Hello Jack, that's an interesting opinion. I could see that with a single-coated filter. But a good multi-coated front lens filter shouldn't cause that phenomenon. I haven't seen that. Have you?

Have I seen this phenomenon? Well, I just spent the morning in a flower garden photographing in conditions that I thought would produce flare. Seventy-five exposures later, with and without a B+W Multi Resistant Coated Skylight 77mm Thin filter screwed onto my 17-55 Nikkor on my D200, I did not see any difference at all, with and without the filter. When I did see a difference is when I removed the lens hood for a few exposures. Flare city! People who say they go around photographing without a lens hood are just plain doing it wrong. But, even without the lens hood, I could not see a difference with and without the filter.


I've been photographing for forty years, and I remember that many years ago I convinced myself that a flat filter over the lens degraded image quality, if only by a little in most circumstances. Maybe that was before multi coated filters. Maybe I dreamed it. What ever.


I will continue to use a filter over the lens only when I need the special effect of the filter, which is not all that often with my photography. Two additional air-glass surfaces added to my lens can't be better than no additional air-glass surfaces, despite my morning in the flower garden. Protection for my front lens element is provided by my lens hood.

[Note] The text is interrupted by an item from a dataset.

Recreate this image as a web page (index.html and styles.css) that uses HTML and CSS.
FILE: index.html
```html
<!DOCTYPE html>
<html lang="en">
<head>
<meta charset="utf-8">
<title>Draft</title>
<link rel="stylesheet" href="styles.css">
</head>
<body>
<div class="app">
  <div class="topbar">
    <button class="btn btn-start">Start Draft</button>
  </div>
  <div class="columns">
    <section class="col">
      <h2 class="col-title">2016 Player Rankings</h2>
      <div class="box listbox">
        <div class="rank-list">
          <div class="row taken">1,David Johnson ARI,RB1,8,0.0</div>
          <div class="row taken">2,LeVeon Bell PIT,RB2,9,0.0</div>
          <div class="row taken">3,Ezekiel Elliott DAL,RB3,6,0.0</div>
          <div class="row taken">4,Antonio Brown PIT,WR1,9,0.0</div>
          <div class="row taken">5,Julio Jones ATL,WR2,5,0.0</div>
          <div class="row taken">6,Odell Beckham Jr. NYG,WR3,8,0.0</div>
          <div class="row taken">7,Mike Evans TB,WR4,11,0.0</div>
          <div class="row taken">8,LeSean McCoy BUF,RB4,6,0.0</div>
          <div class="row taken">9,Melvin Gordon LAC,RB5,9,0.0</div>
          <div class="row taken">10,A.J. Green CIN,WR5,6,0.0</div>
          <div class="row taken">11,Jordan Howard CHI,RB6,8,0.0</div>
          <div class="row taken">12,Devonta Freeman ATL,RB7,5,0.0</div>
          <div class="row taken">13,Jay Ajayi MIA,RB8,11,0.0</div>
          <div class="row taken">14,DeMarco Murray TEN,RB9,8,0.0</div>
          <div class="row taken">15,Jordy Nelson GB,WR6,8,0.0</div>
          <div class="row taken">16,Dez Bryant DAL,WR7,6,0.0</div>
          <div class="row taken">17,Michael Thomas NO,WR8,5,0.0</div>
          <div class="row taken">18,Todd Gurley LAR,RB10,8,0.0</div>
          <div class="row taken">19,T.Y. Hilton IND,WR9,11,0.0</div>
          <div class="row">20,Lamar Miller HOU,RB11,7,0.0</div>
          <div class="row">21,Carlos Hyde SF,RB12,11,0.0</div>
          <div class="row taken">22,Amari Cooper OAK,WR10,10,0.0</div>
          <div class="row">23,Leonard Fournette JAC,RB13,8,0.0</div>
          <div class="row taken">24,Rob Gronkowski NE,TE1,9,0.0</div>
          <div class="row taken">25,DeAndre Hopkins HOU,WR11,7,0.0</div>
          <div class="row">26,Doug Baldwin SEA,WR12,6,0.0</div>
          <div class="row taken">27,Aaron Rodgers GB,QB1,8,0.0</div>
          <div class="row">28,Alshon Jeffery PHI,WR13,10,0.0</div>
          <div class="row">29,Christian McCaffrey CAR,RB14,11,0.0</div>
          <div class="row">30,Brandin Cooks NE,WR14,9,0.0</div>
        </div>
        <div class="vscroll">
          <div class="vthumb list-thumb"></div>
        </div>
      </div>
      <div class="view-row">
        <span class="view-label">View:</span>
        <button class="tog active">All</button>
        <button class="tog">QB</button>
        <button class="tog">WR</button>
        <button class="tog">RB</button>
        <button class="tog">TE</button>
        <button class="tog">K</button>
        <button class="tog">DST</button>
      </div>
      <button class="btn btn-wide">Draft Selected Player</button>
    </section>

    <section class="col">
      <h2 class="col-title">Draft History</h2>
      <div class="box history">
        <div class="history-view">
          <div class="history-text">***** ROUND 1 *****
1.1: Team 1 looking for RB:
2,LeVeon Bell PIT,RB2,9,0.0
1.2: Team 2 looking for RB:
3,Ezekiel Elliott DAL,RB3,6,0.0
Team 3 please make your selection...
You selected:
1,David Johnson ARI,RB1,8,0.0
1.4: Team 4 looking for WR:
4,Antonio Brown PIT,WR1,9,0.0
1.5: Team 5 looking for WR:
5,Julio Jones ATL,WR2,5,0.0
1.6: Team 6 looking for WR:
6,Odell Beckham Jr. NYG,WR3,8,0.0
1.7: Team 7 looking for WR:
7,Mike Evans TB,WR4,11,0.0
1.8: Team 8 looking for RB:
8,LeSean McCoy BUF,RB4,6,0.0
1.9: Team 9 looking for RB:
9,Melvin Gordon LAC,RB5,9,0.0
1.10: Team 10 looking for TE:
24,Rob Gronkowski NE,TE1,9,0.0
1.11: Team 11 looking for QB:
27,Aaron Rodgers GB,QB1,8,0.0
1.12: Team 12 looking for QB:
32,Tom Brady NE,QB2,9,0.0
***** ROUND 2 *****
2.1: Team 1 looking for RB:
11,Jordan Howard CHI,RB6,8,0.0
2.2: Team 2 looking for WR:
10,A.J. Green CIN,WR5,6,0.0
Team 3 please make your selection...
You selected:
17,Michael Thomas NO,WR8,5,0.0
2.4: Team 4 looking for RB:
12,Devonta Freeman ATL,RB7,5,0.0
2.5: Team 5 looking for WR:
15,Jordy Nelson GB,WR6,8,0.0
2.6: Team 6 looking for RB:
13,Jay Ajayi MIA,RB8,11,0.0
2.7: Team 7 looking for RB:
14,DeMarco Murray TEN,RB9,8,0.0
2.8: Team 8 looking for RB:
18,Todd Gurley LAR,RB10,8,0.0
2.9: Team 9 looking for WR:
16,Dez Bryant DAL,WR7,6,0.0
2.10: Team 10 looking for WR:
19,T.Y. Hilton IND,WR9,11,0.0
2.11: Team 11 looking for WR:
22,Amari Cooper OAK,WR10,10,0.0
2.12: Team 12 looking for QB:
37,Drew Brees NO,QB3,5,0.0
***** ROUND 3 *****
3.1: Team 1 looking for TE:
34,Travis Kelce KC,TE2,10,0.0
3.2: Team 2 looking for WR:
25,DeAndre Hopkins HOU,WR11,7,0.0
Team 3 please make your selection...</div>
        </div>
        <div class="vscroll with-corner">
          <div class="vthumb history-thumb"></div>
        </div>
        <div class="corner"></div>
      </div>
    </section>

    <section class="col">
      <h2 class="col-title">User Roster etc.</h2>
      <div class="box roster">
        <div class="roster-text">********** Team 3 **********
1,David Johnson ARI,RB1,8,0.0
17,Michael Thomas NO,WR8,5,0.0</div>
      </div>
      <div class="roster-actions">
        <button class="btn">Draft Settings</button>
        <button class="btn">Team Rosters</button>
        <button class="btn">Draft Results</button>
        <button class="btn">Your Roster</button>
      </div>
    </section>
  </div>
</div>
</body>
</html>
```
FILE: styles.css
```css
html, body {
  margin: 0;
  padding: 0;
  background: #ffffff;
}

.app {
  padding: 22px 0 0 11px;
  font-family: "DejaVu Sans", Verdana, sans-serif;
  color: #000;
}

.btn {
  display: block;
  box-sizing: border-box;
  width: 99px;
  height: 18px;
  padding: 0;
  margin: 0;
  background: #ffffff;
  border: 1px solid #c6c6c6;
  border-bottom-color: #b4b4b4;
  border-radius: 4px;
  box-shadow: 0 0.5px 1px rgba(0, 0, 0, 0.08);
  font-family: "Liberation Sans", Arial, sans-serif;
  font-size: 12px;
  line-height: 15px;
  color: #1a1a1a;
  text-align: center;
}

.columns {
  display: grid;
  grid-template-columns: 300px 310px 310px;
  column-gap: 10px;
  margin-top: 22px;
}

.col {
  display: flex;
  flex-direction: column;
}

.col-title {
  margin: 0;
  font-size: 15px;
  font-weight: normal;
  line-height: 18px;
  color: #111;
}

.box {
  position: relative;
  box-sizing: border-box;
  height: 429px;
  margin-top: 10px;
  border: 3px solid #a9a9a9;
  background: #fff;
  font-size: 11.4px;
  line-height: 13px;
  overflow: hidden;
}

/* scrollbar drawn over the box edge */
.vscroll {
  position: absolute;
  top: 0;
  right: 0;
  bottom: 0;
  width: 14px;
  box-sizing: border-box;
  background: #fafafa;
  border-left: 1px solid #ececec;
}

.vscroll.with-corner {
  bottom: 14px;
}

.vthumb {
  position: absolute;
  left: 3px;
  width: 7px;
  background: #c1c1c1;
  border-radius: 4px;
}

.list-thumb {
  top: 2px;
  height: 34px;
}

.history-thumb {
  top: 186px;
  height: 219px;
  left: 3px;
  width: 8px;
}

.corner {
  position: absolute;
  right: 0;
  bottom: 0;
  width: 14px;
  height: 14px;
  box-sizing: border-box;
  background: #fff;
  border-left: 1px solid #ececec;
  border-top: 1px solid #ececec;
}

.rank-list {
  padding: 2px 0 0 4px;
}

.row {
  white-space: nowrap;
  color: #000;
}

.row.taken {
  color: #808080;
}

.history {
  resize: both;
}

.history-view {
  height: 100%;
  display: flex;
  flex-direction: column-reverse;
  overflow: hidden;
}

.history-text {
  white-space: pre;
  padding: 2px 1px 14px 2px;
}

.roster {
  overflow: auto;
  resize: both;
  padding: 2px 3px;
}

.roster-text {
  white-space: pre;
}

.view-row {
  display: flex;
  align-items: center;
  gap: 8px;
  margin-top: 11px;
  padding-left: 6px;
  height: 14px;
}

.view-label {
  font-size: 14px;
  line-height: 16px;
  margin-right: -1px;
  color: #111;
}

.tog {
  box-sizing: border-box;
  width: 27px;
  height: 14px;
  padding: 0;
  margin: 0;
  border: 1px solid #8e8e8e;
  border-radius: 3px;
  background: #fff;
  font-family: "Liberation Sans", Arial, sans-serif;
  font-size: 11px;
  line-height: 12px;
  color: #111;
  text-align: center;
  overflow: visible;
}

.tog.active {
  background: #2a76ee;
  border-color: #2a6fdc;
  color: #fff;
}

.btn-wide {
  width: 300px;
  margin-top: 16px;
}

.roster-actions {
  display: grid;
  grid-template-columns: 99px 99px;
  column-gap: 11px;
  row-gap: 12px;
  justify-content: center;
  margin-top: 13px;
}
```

BTW, I posted the original comment in the wrong place. I should have posted it in the discussion section for your current pod cast on lenses.


Also, BTW, I was so interested in trying to create flare today that I don't even have one keeper from that flower garden. But, my wife was with me with her Nikon N80 film camera and she is, in many ways, a better photographer than I am. Now there is a pod cast topic for you - how to get a person who is computerphobic my to switch from film to digital.